Atrasos de fala atingem até 15% das crianças em idade pré-escolar no Brasil. Especialistas alertam que esperar demais pode comprometer a alfabetização, a socialização e até a autoestima
“Cada criança tem seu tempo”. Essa frase, repetida entre pais e familiares, muitas vezes serve de consolo diante de um atraso na fala. Mas até que ponto essa ideia é verdadeira? De acordo com a Sociedade Brasileira de Fonoaudiologia (SBFa), 15% das crianças em idade pré-escolar apresentam algum tipo de distúrbio ou atraso no desenvolvimento da fala. O dado ganha relevância diante de outro número: segundo o IBGE, o Brasil tem hoje mais de 18 milhões de crianças de 0 a 6 anos — ou seja, pelo menos 2,7 milhões podem enfrentar dificuldades de linguagem.
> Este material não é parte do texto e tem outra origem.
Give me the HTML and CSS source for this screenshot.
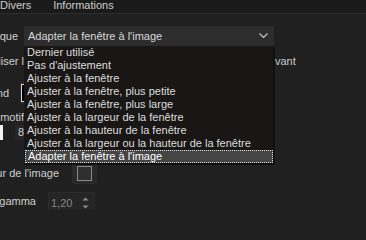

A fonoaudióloga Adriana Fiore, que atua há mais de 20 anos no atendimento infantil, explica que o atraso pode ser confundido com variações individuais, mas existem marcos claros para observar. “Se até 12 meses a criança não balbucia; se até 2 anos não consegue formar palavras simples; ou se até 3 anos ainda não constrói frases curtas, isso já é um sinal de alerta. O ideal é procurar avaliação fonoaudiológica para descartar ou confirmar a necessidade de intervenção”, orienta.
Um levantamento do Center for Disease Control (CDC) mostra que crianças acompanhadas precocemente por fonoaudiólogos têm até 70% mais chances de recuperar o desenvolvimento esperado. Isso porque o cérebro na primeira infância vive a chamada “janela de oportunidade”, fase em que os estímulos de linguagem são mais facilmente absorvidos. “A neuroplasticidade é enorme nos primeiros anos de vida. Se esse tempo é desperdiçado, os prejuízos podem se estender para a alfabetização, para a vida escolar e até para a socialização da criança”, explica Adriana.
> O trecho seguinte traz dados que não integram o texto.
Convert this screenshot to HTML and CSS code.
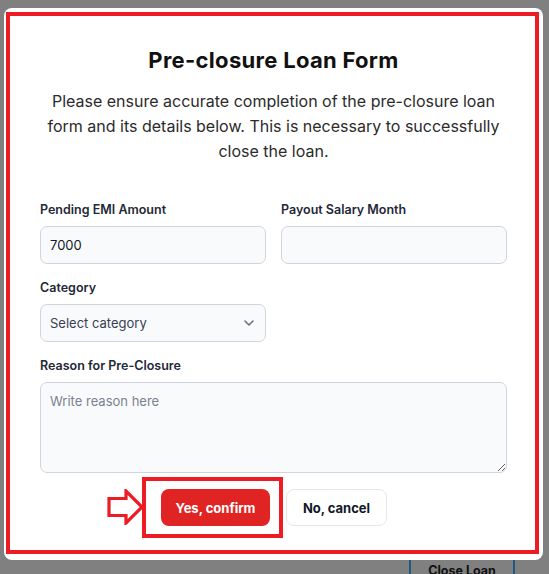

Entre as consequências mais comuns de um atraso não tratado estão: dificuldade em aprender a ler e escrever, menor rendimento escolar, frustração ao se comunicar, insegurança em ambientes coletivos e impacto direto na autoestima. Um estudo da Universidade de São Paulo (USP) aponta que crianças com atrasos de fala não tratados têm até três vezes mais risco de desenvolver problemas emocionais e de comportamento.
Além da busca por avaliação profissional, a Adriana reforça o papel da família no estímulo diário. “A fala é uma habilidade inata, surgindo espontaneamente no desenvolvimento infantil. Já a linguagem é construída a partir das vivências da criança, e nesse processo os pais têm um papel fundamental. Conversar, cantar, contar histórias e promover brincadeiras interativas são formas simples e poderosas de enriquecer a linguagem e favorecer um desenvolvimento saudável “, destaca.
Ela ainda alerta que a crença de que “ a criança não fala porque tem preguiça” pode custar caro. “Esperar demais pode significar perder tempo precioso. Se há dúvida, é sempre melhor investigar cedo. O acompanhamento não é apenas para tratar dificuldades, mas também para prevenir que elas avancem”, conclui.